Он обладал острым до жути зрением на внешние мелочи, от взора его ничто не ускользало, он, как объектив хорошего фотографического аппарата, улавливал движение, жест в одну сотую секунды. И эта острота усиливалась еще благодаря особой способности преломления, приводившей к тому, что предмет не отражался в его глазах в естественных своих пропорциях, как в обыкновенном зеркале, а принимал особо характерные очертания, как в зеркале вогнутом. Диккенс постоянно подчеркивает приметы своих героев: не довольствуясь объективным представлением, он переводит их в чрезмерность, в карикатуру. Он сообщает им особое напряжение, возводит их в символы. Основательно упитанный Пиквик и в душевном отношении доводится до округлости, худощавый Джингль — до сухости, злой — до сатанинства, добрый — до воплощенного совершенства. Диккенс, как всякий крупный художник, пользуется приемом усиления, но не в сторону величавости, а в направлении юмористическом. Всей чудесной силой своего изобразительного воздействия он обязан не своему вдохновению, не своему творческому подъему; она заложена в этой замечательной установке глаза, который, при чрезвычайной остроте зрения, отражает все жизненные явления преломленными как-то чудесно и карикатурно.
В самом деле, гений Диккенса — в этой своеобразной оптике, а не в душе, несколько мещанской. Собственно говоря, Диккенс никогда не был психологом из тех, что, волшебным образом постигая человеческую душу, развивают из ее темных или светлых начал таинственные ростки явлений, с их окраской и контурами. Его психология начинается с видимого, он характеризует по внешним признакам — правда, по тем признакам, последним и тончайшим, которые доступны только творчески острому взору. Подобно философам английской школы, он начинает не с предвзятых утверждений, а с признаков. Он ловит самые незаметные, часто внешние проявления душевной жизни и делает по ним ясным весь характер, благодаря своей замечательной карикатурной оптике. По признакам он предоставляет определить вид. Школьного учителя Крикля он наделяет тихим голосом, так что тот говорит с трудом. И уже чувствуешь трепет детей перед человеком, у которого от голосового напряжения вздуваются на лбу гневные жилы. У его Урии Типа всегда холодные и влажные руки, — и образ дышит уже чем-то нерасполагающим, противно змеиным. Все это — мелочи, внешние приметы, но такие, которые действуют на душевную область. Иногда то, что он изображает, всего только воплощенная причуда, причуда, облекшаяся в образ человека и двигающая его механически, как куклу.

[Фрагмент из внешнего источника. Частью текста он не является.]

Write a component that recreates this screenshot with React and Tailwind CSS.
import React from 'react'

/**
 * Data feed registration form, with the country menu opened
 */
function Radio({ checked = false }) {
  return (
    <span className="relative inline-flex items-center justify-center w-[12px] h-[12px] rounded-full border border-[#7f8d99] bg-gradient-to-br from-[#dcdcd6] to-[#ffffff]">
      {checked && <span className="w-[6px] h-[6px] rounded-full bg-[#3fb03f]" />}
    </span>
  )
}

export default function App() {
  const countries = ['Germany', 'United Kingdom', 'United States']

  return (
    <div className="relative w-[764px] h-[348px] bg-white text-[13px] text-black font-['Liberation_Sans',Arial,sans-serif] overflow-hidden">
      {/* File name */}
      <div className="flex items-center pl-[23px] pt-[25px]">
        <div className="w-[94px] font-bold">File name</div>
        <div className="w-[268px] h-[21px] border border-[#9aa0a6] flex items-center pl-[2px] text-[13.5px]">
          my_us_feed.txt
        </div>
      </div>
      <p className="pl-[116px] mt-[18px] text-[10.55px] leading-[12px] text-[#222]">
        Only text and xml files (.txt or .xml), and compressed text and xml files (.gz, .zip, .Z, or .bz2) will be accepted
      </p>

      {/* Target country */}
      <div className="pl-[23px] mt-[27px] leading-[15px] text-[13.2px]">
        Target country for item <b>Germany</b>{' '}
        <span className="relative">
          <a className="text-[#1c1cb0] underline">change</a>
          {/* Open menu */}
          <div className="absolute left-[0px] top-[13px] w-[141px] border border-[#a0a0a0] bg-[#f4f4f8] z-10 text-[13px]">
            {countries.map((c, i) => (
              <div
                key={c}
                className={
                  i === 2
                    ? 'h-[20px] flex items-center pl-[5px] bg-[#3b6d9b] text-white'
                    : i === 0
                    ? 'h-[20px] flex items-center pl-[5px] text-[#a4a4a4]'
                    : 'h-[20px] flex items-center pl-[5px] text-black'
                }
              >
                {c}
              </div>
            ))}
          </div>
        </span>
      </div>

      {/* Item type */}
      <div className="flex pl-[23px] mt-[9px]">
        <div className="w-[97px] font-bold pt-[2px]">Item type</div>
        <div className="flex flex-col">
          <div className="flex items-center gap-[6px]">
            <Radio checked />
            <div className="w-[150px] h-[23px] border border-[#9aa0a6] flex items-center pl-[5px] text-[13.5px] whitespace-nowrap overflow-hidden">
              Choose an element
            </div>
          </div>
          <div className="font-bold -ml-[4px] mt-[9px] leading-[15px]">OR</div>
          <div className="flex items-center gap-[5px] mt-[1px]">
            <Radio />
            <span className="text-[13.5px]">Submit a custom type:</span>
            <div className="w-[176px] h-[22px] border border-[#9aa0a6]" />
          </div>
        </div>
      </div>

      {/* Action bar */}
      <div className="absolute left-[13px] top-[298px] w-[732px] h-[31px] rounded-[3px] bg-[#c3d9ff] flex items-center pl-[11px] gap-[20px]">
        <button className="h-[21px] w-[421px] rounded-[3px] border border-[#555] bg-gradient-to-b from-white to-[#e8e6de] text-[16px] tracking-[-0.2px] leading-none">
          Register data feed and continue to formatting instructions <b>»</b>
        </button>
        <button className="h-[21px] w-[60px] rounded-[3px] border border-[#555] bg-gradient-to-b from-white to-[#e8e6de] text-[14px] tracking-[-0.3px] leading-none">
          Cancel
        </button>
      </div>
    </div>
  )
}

Иногда он характеризует человека при помощи его спутника, — кем был бы Пиквик без Сэма Уэллера, Дора без Джипа, Барнеби без ворона, Кит без пони? В таких случаях своеобразие фигуры обрисовывается не ею самой, а ее причудливой тенью. Его характеры являются, собственно говоря, совокупностью признаков, но признаков, данных столь отчетливо, что они вплотную пригоняются друг к другу и дают мозаическую картину. И поэтому они, большей частью, действуют только внешне, вызывают только прочное зрительное воспоминание. Если назвать по имени одного из героев Бальзака или Достоевского, — отца Горио или Раскольникова, — тотчас же возникает чувство, память об отречении, об отчаянии, о хаосе страстей. Если произнести слово Пиквик, то является образ: развеселый джентльмен, весьма тучный и с золотыми пуговицами на жилете. Чувствуется: о фигурах Диккенса думаешь как о нарисованных картинах, о героях Достоевского и Бальзака — как о музыке. Ибо последние двое творят интуитивно, а Диккенс только воспроизводит; он взирает оком телесным, а они — духовным. Он постигает душу не там, где она выступает из мрака бессознательного, вызванная семикратно ослепительным светом творческого заклятия, а подстерегает ее бесплотные излучения в те мгновения, когда они облекаются плотью реальности; он ловит тысячи проявлений воздействия души на тело, и в этих случаях не упускает ни одного.